Some records
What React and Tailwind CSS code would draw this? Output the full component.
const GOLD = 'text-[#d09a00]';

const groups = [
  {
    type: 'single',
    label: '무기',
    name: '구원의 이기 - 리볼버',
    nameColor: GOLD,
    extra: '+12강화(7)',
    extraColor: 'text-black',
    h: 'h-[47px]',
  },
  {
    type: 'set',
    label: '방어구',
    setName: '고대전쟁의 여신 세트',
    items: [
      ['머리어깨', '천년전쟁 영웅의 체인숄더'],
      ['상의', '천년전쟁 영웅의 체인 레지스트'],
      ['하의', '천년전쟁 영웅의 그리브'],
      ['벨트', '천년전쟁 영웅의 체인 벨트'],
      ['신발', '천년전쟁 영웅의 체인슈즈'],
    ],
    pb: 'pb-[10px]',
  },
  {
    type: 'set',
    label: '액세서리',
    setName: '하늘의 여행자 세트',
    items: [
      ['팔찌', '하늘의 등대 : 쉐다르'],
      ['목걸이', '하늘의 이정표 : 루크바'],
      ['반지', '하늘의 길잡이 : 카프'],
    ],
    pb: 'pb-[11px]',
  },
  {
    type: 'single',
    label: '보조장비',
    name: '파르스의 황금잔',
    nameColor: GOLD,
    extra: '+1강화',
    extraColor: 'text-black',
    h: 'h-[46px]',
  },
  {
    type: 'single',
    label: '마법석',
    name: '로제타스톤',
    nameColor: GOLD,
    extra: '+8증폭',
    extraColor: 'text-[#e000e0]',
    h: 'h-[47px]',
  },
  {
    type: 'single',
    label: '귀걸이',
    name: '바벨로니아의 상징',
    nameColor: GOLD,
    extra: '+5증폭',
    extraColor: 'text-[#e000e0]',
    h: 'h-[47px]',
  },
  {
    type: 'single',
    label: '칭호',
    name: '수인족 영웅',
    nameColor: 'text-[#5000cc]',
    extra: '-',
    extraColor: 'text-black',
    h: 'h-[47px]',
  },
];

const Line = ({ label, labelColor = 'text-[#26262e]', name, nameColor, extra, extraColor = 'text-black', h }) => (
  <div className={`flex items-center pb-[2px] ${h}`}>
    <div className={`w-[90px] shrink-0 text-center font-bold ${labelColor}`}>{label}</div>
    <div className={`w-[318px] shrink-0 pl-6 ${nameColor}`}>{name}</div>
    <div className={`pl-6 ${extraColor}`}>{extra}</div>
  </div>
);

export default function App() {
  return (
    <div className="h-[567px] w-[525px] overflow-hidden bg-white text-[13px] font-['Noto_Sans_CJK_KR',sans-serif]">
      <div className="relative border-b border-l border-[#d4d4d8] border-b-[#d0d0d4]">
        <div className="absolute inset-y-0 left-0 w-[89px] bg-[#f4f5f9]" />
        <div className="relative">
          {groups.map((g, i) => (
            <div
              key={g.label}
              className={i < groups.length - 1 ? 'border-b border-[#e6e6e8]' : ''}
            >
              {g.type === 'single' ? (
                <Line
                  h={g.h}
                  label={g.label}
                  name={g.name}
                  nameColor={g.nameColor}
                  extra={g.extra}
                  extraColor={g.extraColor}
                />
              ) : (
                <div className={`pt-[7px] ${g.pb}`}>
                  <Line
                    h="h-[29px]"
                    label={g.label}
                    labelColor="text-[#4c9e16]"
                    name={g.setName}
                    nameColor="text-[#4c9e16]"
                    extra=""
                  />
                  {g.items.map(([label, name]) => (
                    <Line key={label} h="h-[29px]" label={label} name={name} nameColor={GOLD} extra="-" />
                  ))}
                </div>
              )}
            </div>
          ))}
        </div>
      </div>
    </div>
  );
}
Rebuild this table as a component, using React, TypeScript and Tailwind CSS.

## [Task instructions]
Give all the entries again exactly; leave none out.

## [Solution for this task]
What React and Tailwind CSS code would draw this? Output the full component.
const GOLD = 'text-[#d09a00]';

const groups = [
  {
    type: 'single',
    label: '무기',
    name: '구원의 이기 - 리볼버',
    nameColor: GOLD,
    extra: '+12강화(7)',
    extraColor: 'text-black',
    h: 'h-[47px]',
  },
  {
    type: 'set',
    label: '방어구',
    setName: '고대전쟁의 여신 세트',
    items: [
      ['머리어깨', '천년전쟁 영웅의 체인숄더'],
      ['상의', '천년전쟁 영웅의 체인 레지스트'],
      ['하의', '천년전쟁 영웅의 그리브'],
      ['벨트', '천년전쟁 영웅의 체인 벨트'],
      ['신발', '천년전쟁 영웅의 체인슈즈'],
    ],
    pb: 'pb-[10px]',
  },
  {
    type: 'set',
    label: '액세서리',
    setName: '하늘의 여행자 세트',
    items: [
      ['팔찌', '하늘의 등대 : 쉐다르'],
      ['목걸이', '하늘의 이정표 : 루크바'],
      ['반지', '하늘의 길잡이 : 카프'],
    ],
    pb: 'pb-[11px]',
  },
  {
    type: 'single',
    label: '보조장비',
    name: '파르스의 황금잔',
    nameColor: GOLD,
    extra: '+1강화',
    extraColor: 'text-black',
    h: 'h-[46px]',
  },
  {
    type: 'single',
    label: '마법석',
    name: '로제타스톤',
    nameColor: GOLD,
    extra: '+8증폭',
    extraColor: 'text-[#e000e0]',
    h: 'h-[47px]',
  },
  {
    type: 'single',
    label: '귀걸이',
    name: '바벨로니아의 상징',
    nameColor: GOLD,
    extra: '+5증폭',
    extraColor: 'text-[#e000e0]',
    h: 'h-[47px]',
  },
  {
    type: 'single',
    label: '칭호',
    name: '수인족 영웅',
    nameColor: 'text-[#5000cc]',
    extra: '-',
    extraColor: 'text-black',
    h: 'h-[47px]',
  },
];

const Line = ({ label, labelColor = 'text-[#26262e]', name, nameColor, extra, extraColor = 'text-black', h }) => (
  <div className={`flex items-center pb-[2px] ${h}`}>
    <div className={`w-[90px] shrink-0 text-center font-bold ${labelColor}`}>{label}</div>
    <div className={`w-[318px] shrink-0 pl-6 ${nameColor}`}>{name}</div>
    <div className={`pl-6 ${extraColor}`}>{extra}</div>
  </div>
);

export default function App() {
  return (
    <div className="h-[567px] w-[525px] overflow-hidden bg-white text-[13px] font-['Noto_Sans_CJK_KR',sans-serif]">
      <div className="relative border-b border-l border-[#d4d4d8] border-b-[#d0d0d4]">
        <div className="absolute inset-y-0 left-0 w-[89px] bg-[#f4f5f9]" />
        <div className="relative">
          {groups.map((g, i) => (
            <div
              key={g.label}
              className={i < groups.length - 1 ? 'border-b border-[#e6e6e8]' : ''}
            >
              {g.type === 'single' ? (
                <Line
                  h={g.h}
                  label={g.label}
                  name={g.name}
                  nameColor={g.nameColor}
                  extra={g.extra}
                  extraColor={g.extraColor}
                />
              ) : (
                <div className={`pt-[7px] ${g.pb}`}>
                  <Line
                    h="h-[29px]"
                    label={g.label}
                    labelColor="text-[#4c9e16]"
                    name={g.setName}
                    nameColor="text-[#4c9e16]"
                    extra=""
                  />
                  {g.items.map(([label, name]) => (
                    <Line key={label} h="h-[29px]" label={label} name={name} nameColor={GOLD} extra="-" />
                  ))}
                </div>
              )}
            </div>
          ))}
        </div>
      </div>
    </div>
  );
}
Rebuild this table as a component, using React, TypeScript and Tailwind CSS.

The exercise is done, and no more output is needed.